Events
1793
Eli Whitney invents the cotton gin
1797
Whitney invents interchangeable parts for firearms
1807
Robert Fulton invents the steamboat
1823
Lowell Mills opens in Massachusetts
1825
Erie Canal is completed
1828
First U.S. railroad appears
1834
Cyrus McCormick invents the mechanical mower-reaper
National Trades Union forms
1835Samuel F. B. Morse invents the telegraph
1837
Cumberland road (National Road) is completed
1838
John Deere invents the steel plow
1842
Massachusetts legalizes labor unions in Commonwealth
v. Hunt
1844
New England Female Labor Reform Association forms
1846
Elias Howe invents the sewing machine
1858
First transatlantic telegraph cable unites Europe
and the Americas
Key People
-
Eli Whitney
Inventor
of the cotton gin and interchangeable parts, which revolutionized both
southern agriculture and northern manufacturing
-
Cyrus McCormick
Inventor of the mechanical mower-reaper, which enabled
profitable wheat farming in the West
The Market Revolution
The antebellum era was a time not only of profound political
change but also of great technological and economic innovation.
The Industrial Revolution, which began in Europe in
the 1700s,
had produced new inventions and methods of production. American
inventors transformed the U.S. economy with new innovations of their
own. This rapid development of manufacturing and improved farming had
such a profound effect on American society that historians often
refer to it as the Market Revolution.
Eli Whitney and the Cotton Gin
The first major innovation in the Market Revolution was Eli
Whitney’s invention of the cotton gin in 1793.
For most of the 1700s, Americans
had lacked cotton, despite the fact that they had waterways for
transport and the ability to construct textile factories. Southern
planters had tried to grow cotton, but they had abandoned it for
rice and tobacco because cotton had proved too labor-intensive:
it took one slave an entire day to separate just one pound of cottonseeds
from the fibers.
The cotton gin revolutionized cotton harvesting by separating the
cottonseeds and fibers automatically—it allowed one slave to produce fifty pounds
of cotton in one day. Within several years of the cotton gin’s invention,
cotton had become a major crop in the South, and factories in the
North were producing cotton cloth.
The New Cotton Economy
The cotton gin had profound, wide-reaching effects on
American history and society. Southern planters abandoned almost
all other crops in favor of the newly profitable cotton. In addition,
planters required enormous increases in slave labor to
plant enough cotton to take advantage of their new production capacity.

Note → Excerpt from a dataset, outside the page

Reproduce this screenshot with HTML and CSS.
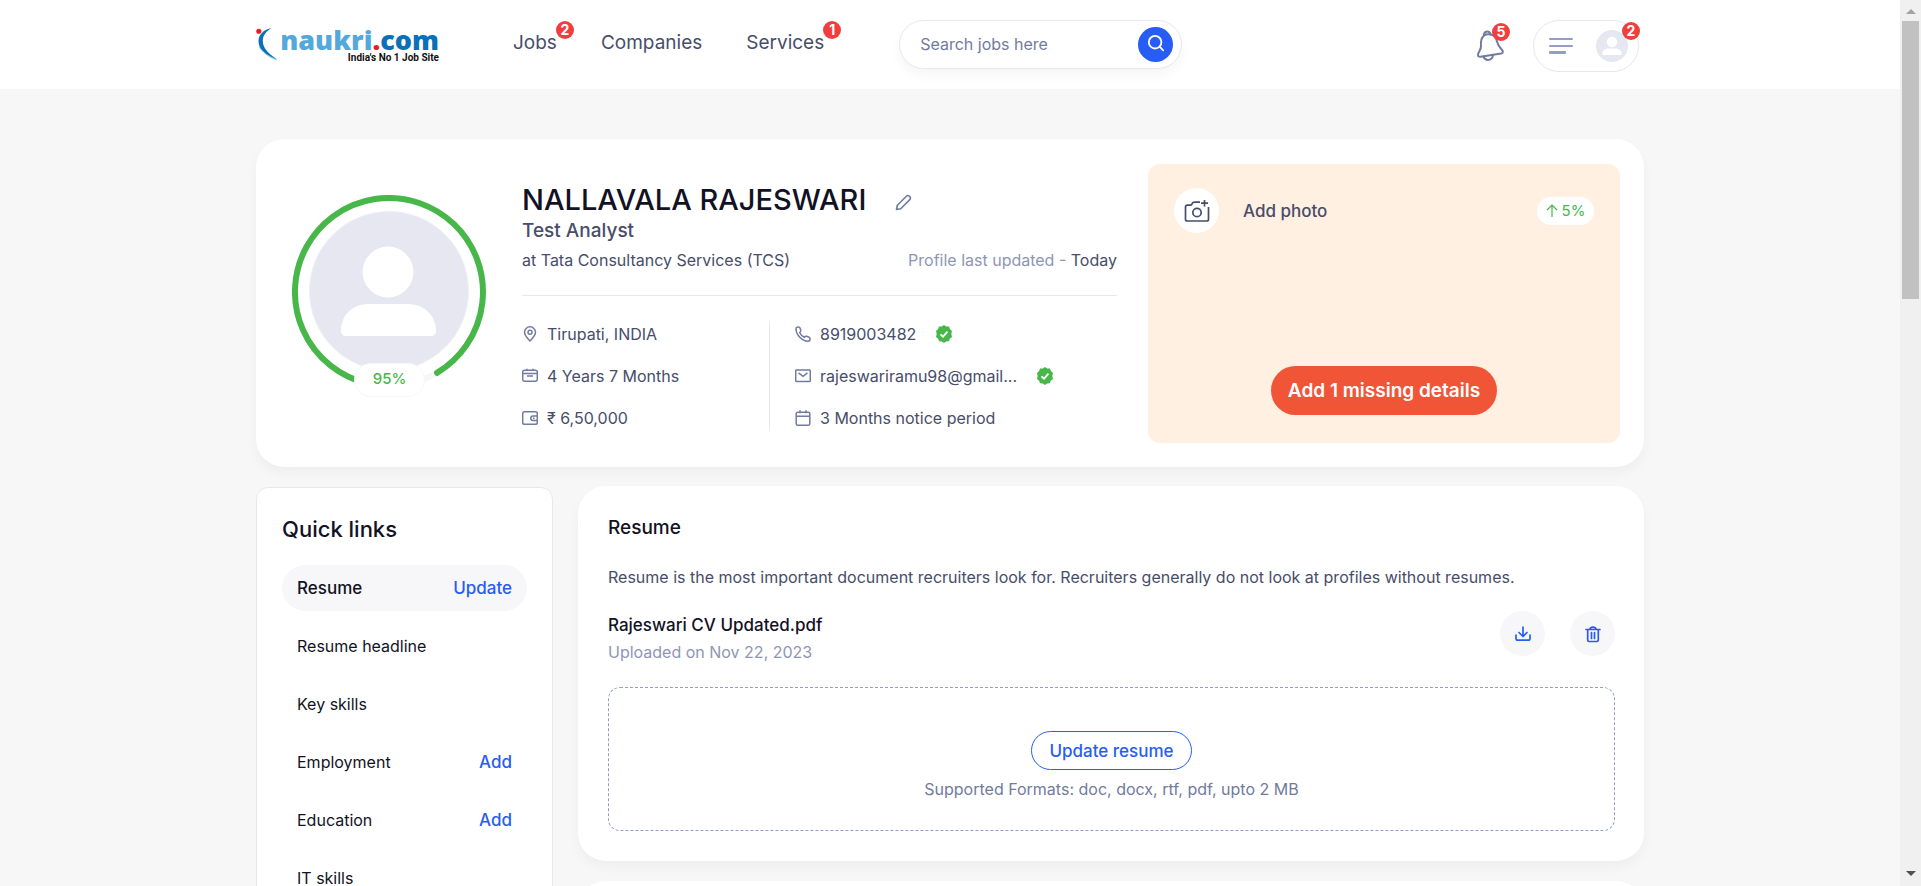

As a result, thousands more slaves from Africa and the West Indies
were purchased before the slave trade was banned in 1808.
The size of individual plantations increased, from
relatively small plots to huge farms with as many as several hundred
slaves each.
The cotton industry in turn spurred enterprising
northerners to build factories: southern farmers supplied
the cotton, northern factories spun it into cloth, and the finished
cloth was then either used at home or shipped abroad. The development
of factories produced a larger, richer merchant class and
helped create the wage worker, who was paid by the
hour to tend to the machinery or cloth in the factory.
Interchangeable Parts
Several years later, Whitney also perfected a system of
producing muskets with interchangeable parts. Prior
to Whitney’s invention, most muskets—and all other goods—had been
handmade with parts especially designed for each particular musket.
The trigger of one musket, for example, could not be used to replace
a broken trigger on another musket. With interchangeable parts,
however, all triggers fit the same model of musket, as did all ramrods,
all flash pans, all hammers, and all bullets. Manufacturers in many
different industries soon took advantage of Whitney’s invention
to make a variety of goods with interchangeable parts.